The only thing I did tell him was to remember the nickname SAP. He asked me what does that mean, and I said "You will find out later, just remember it."

So you might ask, what does SAP mean, and what could it stand for? Spew and Poo (pronounced Pew to rhyme with Spew, and smells like Pew anyways).

There are a few things I am sure of going into the New Year:

1) Family and friends should stick together even in the muckiest of situations. Though, I must admit, my cousin owes me, my sister, and tall girl big time!
2) Baking soda works wonders, and always have a pair of latex gloves. A mask would be nice too. You never know what could happen!
3) No matter what happens, things can always be worse in any given situation. So, just do your best to get through whatever you have to get through.
4) Due to the above events, I will never ever forget the first moments of trapsing into 2006.
5) And finally, life may throw you a curve ball, but hit that sucker out the park and turn those dang lemons into lemonade.

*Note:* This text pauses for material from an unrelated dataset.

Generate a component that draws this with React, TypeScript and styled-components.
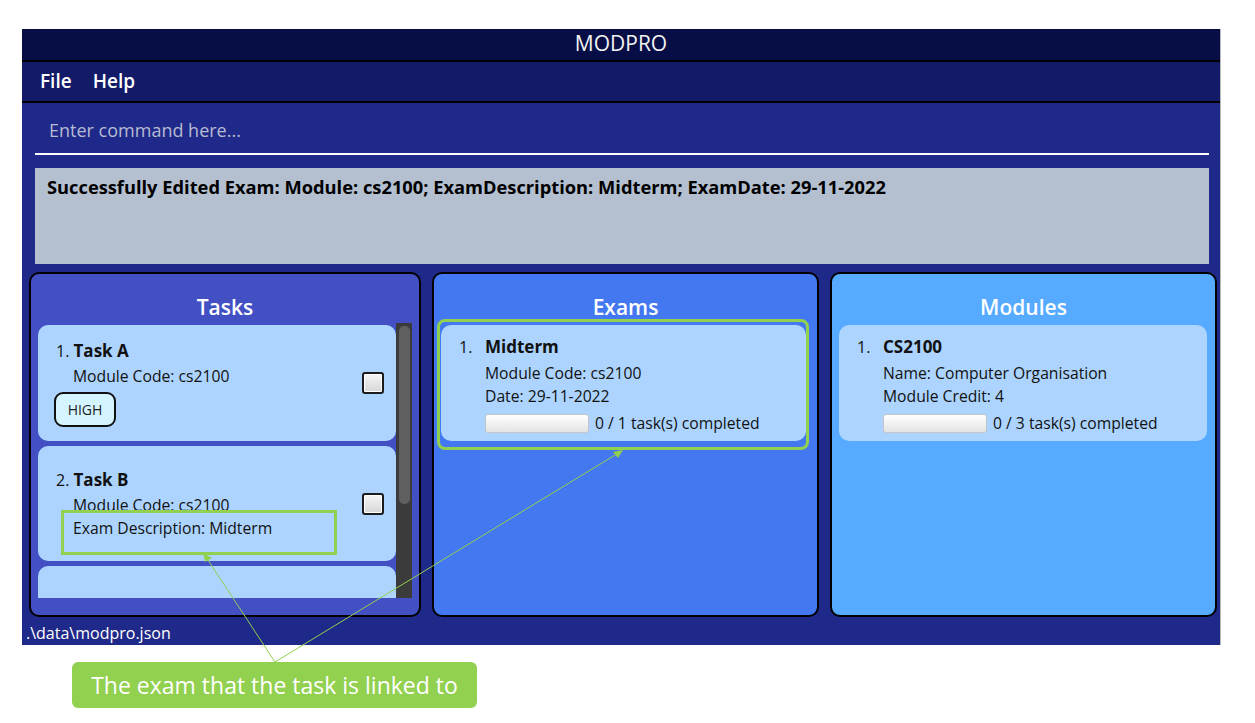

Back to number 1, if I win this Gamecube Resident Evil 4, I will give it to my sister. She is a diehard RE fan, and she bought the GameCube just for the RE line. She has made mention of buying RE 4, but I know she hasn't done it yet. So if I win, I can take some of the lemons from the New Year's occurences and turn them into lemonade for her.

Other than that, I wish you all a very Happy New Year filled with good health and happiness. Take care of your loved ones and game away fellow CAGers!